● **THE EXERCISE**:
Copy all lines below exactly as written. Leave pictures out.

# START OF DATASET SECTION

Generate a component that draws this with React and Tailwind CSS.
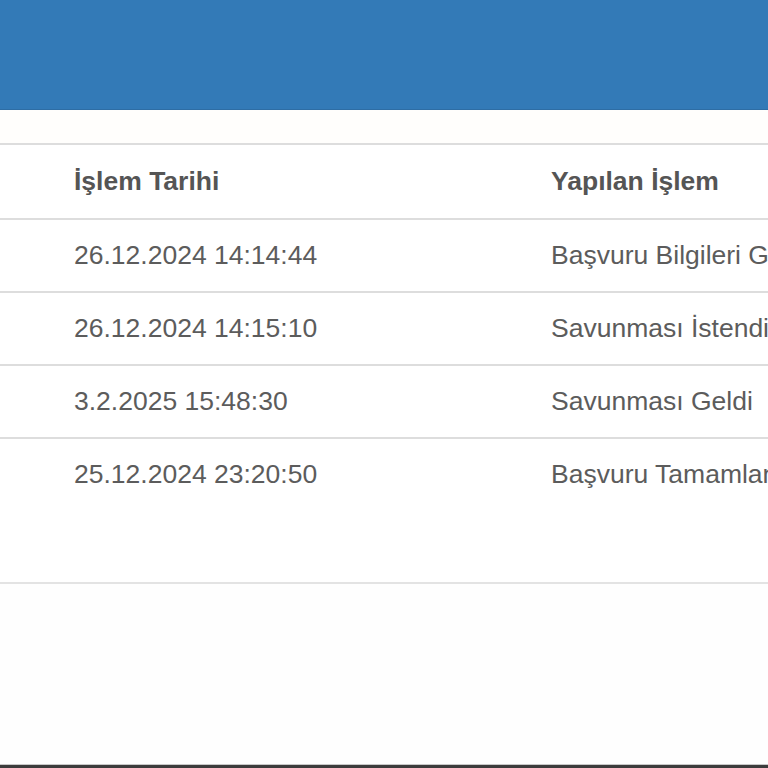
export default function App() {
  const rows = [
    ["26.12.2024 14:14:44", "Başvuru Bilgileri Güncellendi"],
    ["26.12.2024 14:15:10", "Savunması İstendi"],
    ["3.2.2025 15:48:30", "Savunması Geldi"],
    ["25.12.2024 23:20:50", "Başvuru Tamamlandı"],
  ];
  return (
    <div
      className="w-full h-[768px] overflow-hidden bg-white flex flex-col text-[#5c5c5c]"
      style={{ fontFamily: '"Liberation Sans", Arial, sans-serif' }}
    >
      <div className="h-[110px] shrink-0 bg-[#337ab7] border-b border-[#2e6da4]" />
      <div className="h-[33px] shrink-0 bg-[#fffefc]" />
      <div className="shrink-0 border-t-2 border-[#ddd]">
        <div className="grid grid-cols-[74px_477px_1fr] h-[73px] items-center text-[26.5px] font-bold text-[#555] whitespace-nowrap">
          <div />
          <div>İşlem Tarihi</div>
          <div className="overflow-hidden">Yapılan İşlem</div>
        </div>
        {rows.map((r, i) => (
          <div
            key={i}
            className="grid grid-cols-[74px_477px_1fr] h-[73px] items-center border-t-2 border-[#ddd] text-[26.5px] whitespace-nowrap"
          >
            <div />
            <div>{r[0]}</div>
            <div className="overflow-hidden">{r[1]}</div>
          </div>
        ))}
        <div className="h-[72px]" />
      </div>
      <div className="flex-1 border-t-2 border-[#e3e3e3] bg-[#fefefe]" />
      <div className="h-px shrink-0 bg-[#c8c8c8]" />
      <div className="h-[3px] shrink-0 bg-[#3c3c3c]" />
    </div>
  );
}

# END OF DATASET SECTION

● **CORRECT ANSWER**:
Generate a component that draws this with React and Tailwind CSS.
export default function App() {
  const rows = [
    ["26.12.2024 14:14:44", "Başvuru Bilgileri Güncellendi"],
    ["26.12.2024 14:15:10", "Savunması İstendi"],
    ["3.2.2025 15:48:30", "Savunması Geldi"],
    ["25.12.2024 23:20:50", "Başvuru Tamamlandı"],
  ];
  return (
    <div
      className="w-full h-[768px] overflow-hidden bg-white flex flex-col text-[#5c5c5c]"
      style={{ fontFamily: '"Liberation Sans", Arial, sans-serif' }}
    >
      <div className="h-[110px] shrink-0 bg-[#337ab7] border-b border-[#2e6da4]" />
      <div className="h-[33px] shrink-0 bg-[#fffefc]" />
      <div className="shrink-0 border-t-2 border-[#ddd]">
        <div className="grid grid-cols-[74px_477px_1fr] h-[73px] items-center text-[26.5px] font-bold text-[#555] whitespace-nowrap">
          <div />
          <div>İşlem Tarihi</div>
          <div className="overflow-hidden">Yapılan İşlem</div>
        </div>
        {rows.map((r, i) => (
          <div
            key={i}
            className="grid grid-cols-[74px_477px_1fr] h-[73px] items-center border-t-2 border-[#ddd] text-[26.5px] whitespace-nowrap"
          >
            <div />
            <div>{r[0]}</div>
            <div className="overflow-hidden">{r[1]}</div>
          </div>
        ))}
        <div className="h-[72px]" />
      </div>
      <div className="flex-1 border-t-2 border-[#e3e3e3] bg-[#fefefe]" />
      <div className="h-px shrink-0 bg-[#c8c8c8]" />
      <div className="h-[3px] shrink-0 bg-[#3c3c3c]" />
    </div>
  );
}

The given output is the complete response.